:: EXERCISE ::
Take every line from the first down to the line with "string; width: number;" and set it down exactly, without the pictures.
►
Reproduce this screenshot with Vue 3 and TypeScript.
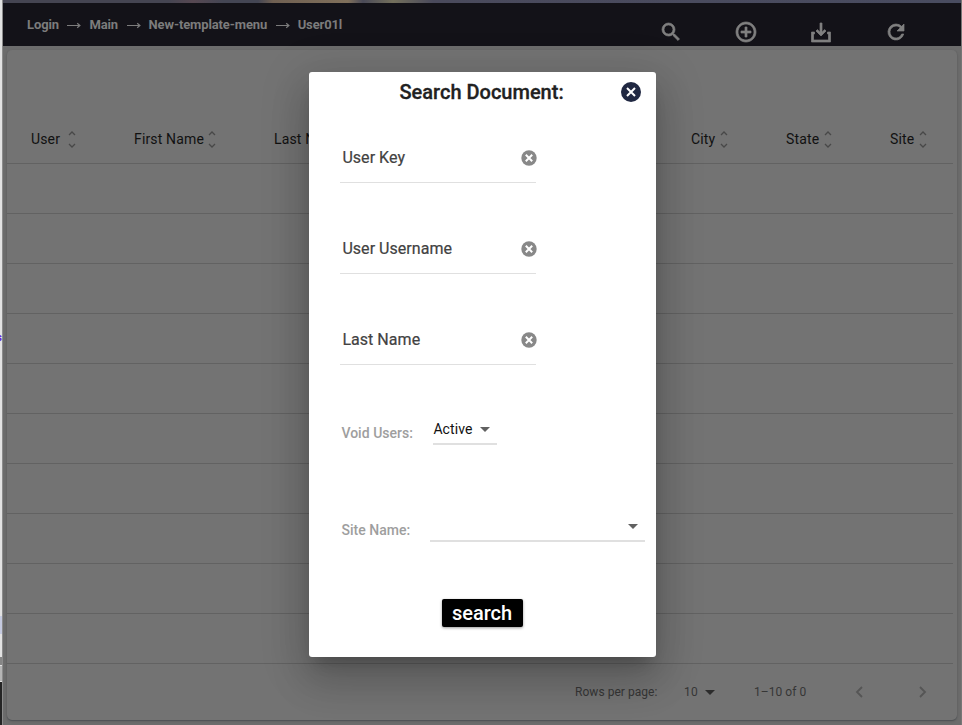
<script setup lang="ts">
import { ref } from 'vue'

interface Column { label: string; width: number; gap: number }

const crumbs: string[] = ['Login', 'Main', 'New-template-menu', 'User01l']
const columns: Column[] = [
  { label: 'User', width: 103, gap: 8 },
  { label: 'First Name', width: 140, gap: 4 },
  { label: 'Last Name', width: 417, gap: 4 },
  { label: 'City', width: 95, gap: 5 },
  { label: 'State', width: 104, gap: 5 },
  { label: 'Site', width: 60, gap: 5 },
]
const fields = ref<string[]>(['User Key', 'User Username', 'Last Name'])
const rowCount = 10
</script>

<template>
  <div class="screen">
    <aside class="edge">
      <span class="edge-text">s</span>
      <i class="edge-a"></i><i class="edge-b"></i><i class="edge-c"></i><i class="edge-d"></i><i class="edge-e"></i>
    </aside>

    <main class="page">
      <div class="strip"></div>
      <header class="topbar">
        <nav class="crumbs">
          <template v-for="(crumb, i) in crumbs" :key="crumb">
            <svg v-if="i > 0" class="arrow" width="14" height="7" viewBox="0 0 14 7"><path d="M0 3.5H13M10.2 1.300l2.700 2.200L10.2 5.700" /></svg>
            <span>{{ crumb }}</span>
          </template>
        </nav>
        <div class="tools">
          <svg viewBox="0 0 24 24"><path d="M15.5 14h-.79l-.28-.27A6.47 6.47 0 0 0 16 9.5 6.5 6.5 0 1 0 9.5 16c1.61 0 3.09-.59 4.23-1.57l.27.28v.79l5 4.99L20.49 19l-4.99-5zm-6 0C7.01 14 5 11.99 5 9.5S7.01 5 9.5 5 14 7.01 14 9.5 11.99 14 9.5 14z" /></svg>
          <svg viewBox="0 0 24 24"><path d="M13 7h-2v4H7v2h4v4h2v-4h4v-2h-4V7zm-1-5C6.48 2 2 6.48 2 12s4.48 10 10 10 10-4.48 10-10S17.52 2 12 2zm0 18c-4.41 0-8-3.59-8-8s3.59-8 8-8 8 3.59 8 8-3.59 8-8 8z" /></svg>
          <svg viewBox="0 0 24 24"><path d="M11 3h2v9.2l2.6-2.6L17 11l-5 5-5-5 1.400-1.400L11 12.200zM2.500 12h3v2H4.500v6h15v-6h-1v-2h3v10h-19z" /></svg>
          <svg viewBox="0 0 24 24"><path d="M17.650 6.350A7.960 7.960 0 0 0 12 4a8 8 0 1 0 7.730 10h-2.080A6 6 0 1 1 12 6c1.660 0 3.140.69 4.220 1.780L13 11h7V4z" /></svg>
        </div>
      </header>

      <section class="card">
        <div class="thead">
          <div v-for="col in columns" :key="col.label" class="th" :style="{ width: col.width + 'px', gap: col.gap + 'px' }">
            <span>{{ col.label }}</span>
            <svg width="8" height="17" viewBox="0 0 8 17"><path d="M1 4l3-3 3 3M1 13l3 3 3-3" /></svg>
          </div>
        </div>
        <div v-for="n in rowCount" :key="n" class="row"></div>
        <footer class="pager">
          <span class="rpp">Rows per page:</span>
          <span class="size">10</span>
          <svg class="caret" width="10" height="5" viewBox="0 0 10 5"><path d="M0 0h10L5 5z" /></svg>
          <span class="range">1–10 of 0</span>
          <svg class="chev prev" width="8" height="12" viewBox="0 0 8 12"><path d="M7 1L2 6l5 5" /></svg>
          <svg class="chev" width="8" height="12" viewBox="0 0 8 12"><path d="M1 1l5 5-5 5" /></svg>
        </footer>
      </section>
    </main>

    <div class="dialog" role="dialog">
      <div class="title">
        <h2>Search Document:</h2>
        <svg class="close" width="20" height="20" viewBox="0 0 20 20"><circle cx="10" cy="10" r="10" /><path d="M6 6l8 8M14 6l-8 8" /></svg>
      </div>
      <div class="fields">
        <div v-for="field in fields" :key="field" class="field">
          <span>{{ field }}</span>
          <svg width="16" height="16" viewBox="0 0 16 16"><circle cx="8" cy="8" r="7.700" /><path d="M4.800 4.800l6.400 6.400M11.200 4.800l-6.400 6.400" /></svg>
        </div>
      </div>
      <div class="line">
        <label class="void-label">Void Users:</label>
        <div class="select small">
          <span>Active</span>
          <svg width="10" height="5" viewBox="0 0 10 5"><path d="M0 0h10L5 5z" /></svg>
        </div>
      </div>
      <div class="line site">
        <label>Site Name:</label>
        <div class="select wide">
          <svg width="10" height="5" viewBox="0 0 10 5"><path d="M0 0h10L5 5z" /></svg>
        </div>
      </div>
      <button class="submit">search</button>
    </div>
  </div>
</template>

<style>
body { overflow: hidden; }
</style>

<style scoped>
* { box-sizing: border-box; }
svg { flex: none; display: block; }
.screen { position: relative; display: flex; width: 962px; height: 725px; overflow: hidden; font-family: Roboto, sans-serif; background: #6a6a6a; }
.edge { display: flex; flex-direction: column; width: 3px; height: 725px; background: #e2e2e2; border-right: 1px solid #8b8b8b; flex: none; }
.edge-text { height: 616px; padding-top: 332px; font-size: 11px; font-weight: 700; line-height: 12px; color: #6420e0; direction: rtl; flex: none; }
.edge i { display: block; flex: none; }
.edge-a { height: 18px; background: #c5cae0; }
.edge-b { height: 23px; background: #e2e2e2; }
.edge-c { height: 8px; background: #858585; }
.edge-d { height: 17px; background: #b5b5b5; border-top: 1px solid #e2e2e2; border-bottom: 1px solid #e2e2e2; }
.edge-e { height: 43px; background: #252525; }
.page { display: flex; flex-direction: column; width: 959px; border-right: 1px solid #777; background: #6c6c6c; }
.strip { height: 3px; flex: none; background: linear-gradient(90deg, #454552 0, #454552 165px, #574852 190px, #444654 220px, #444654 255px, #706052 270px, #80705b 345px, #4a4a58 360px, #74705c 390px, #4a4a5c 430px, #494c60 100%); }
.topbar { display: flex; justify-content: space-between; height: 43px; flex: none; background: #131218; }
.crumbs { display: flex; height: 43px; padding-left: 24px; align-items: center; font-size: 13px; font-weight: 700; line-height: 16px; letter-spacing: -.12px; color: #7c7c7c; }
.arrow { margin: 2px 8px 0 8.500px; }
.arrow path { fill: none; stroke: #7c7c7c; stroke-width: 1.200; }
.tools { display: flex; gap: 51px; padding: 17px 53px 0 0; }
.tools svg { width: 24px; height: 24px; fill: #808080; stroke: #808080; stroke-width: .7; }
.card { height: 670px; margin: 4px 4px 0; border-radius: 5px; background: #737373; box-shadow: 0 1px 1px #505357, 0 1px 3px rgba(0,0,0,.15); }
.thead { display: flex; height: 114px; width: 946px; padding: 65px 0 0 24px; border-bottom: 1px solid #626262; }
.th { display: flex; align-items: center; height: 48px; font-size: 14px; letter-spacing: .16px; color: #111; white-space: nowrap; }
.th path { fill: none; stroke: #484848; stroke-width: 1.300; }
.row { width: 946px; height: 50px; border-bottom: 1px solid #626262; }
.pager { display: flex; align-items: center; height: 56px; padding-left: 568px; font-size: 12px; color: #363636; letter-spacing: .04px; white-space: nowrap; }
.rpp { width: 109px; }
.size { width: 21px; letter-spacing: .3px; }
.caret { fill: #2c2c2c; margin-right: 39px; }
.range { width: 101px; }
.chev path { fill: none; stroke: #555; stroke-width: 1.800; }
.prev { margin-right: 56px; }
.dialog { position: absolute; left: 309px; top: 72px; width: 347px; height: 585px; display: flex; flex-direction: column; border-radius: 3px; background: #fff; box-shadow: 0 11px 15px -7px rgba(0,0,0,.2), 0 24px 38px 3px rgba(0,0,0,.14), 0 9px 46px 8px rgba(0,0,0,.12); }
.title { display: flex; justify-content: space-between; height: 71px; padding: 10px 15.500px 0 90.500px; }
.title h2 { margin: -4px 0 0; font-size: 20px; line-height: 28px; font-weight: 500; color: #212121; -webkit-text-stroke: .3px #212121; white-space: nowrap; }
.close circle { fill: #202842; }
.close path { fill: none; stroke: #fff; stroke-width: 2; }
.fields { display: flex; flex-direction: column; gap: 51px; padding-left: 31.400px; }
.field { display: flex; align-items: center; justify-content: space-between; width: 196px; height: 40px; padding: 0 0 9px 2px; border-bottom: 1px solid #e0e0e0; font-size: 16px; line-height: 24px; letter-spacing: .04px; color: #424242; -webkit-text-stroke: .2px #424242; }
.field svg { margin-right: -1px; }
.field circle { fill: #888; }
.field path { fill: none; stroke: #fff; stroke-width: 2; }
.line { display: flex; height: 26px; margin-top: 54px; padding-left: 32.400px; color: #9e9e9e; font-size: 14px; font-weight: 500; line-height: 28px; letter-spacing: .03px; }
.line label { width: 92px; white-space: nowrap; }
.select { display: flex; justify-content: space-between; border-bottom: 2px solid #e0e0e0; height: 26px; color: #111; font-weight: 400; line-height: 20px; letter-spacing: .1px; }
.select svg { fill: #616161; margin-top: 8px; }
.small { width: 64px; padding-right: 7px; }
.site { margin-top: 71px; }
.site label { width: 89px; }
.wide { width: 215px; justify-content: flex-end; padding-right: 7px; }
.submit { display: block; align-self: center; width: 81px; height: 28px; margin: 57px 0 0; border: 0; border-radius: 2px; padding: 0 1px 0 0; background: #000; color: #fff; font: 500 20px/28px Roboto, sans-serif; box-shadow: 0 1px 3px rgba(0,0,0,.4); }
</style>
◄
:: COMPLETE RESPONSE ::
Reproduce this screenshot with Vue 3 and TypeScript.
<script setup lang="ts">
import { ref } from 'vue'

interface Column { label: string; width: number; gap: number }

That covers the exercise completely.